New GPU Renderer - Octane

 From:  Michael Gibson
3233.34 In reply to 3233.32 
Hi anthony,

> Michael, could MoI use CUDA to speed up slow
> operations -- like booleans?

No, it's not really feasible to do that - things that are suited for CUDA are more when you have a very large quantity of somewhat more simple individual tasks.

Booleans don't particularly fit into that category - although it would be theoretically possible (with quite a lot of work to rewrite some chunks of the geometry library) to separate booleans into some list of individual tasks, each of those tasks is fairly complex and involves the intersection between 2 NURBS surfaces.

It's not easy to make more complex individual functions run on the GPU, and it is also not very easy to take existing program code and automatically turn it into CUDA, the GPU is a fairly different environment for processing things than the CPU and you cannot just push a button and automatically run the same kind of process on it.

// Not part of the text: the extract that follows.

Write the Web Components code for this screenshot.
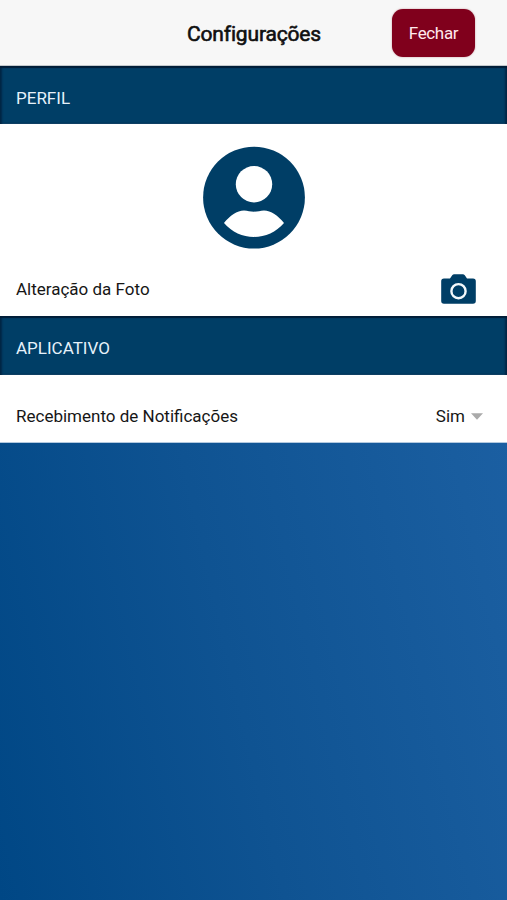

See here for some information: http://en.wikipedia.org/wiki/CUDA#Limitations

It wasn't even too many years ago that shader programs on GPU did not even have any branching (like if/then) instructions available to them...

I can't really think of any particular area of MoI that would fit into the massive parallel processing of more simple individual calculations that would fit well with CUDA. In general the things that MoI does have more potential for multi-core CPU processing, and there has been a big step forward with that already in MoI v2 with the mesh generation at export making use of multiple CPU cores.